Dataset excerpt:
# # #

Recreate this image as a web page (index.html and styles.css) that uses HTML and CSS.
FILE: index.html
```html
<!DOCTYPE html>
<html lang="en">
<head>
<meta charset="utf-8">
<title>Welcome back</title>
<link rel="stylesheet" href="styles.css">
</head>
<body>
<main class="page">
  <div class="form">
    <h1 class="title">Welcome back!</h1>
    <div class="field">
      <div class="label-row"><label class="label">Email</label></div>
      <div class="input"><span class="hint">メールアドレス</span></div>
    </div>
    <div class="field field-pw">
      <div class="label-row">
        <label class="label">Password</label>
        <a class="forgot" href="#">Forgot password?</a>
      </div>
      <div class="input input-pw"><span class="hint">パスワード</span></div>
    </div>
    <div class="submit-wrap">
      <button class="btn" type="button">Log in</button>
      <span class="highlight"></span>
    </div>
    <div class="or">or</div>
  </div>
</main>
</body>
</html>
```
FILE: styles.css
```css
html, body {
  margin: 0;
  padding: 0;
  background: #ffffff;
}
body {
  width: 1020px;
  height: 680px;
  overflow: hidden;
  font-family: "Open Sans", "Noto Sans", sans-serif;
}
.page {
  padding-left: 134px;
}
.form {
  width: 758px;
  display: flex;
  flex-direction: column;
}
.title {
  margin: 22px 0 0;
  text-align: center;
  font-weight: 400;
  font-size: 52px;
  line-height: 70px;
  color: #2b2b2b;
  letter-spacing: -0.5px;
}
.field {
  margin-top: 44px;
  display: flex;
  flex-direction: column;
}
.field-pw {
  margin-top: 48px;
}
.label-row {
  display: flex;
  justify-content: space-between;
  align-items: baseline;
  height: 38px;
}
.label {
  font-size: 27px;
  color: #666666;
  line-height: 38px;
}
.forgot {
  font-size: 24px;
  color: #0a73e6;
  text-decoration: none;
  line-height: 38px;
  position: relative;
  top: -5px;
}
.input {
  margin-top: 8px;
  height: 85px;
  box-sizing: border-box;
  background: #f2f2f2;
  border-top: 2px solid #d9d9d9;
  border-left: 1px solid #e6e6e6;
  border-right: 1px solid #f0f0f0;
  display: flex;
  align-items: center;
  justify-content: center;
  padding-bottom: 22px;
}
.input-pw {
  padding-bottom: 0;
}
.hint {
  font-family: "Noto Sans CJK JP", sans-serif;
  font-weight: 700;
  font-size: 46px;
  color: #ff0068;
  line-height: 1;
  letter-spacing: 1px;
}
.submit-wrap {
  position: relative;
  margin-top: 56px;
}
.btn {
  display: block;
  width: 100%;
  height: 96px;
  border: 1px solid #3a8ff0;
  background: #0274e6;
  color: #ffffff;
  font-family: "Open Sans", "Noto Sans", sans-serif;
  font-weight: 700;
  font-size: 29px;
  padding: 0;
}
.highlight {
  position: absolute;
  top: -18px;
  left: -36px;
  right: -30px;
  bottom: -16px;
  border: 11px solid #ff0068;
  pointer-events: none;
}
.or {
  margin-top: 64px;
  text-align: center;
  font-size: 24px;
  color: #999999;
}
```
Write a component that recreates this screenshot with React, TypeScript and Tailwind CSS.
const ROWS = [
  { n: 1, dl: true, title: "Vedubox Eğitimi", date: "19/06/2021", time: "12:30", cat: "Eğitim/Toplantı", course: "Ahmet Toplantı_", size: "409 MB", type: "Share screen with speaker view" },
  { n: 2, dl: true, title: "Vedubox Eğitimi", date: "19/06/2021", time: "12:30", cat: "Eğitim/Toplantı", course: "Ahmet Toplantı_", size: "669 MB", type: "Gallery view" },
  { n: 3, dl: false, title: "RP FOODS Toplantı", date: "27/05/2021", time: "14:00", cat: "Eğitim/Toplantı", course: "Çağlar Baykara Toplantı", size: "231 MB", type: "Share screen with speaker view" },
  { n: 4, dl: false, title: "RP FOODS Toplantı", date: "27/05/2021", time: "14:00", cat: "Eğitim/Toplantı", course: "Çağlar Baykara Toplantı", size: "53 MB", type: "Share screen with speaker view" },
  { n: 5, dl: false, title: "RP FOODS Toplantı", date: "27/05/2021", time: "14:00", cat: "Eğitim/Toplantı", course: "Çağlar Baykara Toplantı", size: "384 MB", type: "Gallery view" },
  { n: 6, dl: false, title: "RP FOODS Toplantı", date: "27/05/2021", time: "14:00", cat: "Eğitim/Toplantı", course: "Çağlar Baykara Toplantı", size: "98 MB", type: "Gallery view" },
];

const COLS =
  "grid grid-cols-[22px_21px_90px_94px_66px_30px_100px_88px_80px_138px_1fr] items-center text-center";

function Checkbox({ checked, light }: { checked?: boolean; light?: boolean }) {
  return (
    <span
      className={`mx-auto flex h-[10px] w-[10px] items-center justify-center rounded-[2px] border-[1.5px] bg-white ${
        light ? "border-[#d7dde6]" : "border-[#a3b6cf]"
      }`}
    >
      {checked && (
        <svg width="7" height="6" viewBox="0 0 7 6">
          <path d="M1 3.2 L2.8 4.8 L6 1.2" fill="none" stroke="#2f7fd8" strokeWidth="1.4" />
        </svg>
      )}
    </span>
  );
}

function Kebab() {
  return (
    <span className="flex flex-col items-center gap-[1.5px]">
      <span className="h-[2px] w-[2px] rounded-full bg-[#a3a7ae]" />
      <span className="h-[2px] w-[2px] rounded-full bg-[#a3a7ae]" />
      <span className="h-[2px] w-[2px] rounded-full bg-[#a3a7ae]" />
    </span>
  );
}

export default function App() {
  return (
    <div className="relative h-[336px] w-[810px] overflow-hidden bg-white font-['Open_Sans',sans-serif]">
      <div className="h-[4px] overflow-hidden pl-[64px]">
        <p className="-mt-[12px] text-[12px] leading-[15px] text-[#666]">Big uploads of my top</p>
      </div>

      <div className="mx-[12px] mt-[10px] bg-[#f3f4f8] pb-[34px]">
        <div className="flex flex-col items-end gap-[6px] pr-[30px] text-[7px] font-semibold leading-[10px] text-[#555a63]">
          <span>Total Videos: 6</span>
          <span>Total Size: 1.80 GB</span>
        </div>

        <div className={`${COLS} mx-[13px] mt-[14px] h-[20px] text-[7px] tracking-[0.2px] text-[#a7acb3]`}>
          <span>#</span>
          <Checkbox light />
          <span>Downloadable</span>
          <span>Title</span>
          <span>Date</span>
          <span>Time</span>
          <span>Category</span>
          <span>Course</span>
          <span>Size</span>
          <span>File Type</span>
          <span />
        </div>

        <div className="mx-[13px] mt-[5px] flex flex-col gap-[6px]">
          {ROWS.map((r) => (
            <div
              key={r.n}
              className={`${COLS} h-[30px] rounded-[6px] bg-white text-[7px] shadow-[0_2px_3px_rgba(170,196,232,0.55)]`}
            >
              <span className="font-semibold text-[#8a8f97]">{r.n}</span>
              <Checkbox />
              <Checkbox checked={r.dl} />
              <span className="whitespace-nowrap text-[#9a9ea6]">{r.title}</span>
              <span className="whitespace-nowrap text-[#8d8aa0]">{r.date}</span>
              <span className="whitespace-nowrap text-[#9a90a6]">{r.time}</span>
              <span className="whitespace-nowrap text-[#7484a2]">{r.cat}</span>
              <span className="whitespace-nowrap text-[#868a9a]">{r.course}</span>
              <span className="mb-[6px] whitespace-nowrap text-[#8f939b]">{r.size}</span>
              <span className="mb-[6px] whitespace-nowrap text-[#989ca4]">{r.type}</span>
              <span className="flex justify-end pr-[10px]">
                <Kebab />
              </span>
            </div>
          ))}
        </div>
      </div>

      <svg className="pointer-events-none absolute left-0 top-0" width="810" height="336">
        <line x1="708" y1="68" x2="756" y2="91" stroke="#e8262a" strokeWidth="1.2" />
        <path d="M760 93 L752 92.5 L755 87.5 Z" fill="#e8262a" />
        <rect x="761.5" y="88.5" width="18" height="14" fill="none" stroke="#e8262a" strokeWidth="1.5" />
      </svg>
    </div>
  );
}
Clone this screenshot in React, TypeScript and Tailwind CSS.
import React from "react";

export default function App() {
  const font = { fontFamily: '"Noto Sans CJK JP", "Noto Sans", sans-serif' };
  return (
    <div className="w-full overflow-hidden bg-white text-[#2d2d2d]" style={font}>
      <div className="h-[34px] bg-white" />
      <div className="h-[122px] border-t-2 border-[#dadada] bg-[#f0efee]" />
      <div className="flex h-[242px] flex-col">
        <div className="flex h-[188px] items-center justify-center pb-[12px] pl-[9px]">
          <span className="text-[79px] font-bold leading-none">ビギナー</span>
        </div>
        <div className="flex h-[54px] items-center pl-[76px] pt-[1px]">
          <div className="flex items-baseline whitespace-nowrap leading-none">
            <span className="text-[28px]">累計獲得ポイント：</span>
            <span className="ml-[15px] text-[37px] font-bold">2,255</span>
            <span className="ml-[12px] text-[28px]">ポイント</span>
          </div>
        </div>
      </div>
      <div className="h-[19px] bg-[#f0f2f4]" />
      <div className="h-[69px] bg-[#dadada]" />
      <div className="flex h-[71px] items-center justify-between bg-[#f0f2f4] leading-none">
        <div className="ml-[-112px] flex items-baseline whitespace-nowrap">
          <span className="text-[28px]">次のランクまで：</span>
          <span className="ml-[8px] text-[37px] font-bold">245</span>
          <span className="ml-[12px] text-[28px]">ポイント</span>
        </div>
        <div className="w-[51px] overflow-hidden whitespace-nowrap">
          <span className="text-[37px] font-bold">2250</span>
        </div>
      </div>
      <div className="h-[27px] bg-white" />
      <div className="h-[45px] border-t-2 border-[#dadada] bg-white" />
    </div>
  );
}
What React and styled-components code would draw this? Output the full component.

# # #

Look above for the line that contains "Clone this screenshot". Starting there, transcribe every line exactly until you have copied the line that contains "import React from".

◆ **Response to the exercise**
Clone this screenshot in React, TypeScript and Tailwind CSS.
import React from "react";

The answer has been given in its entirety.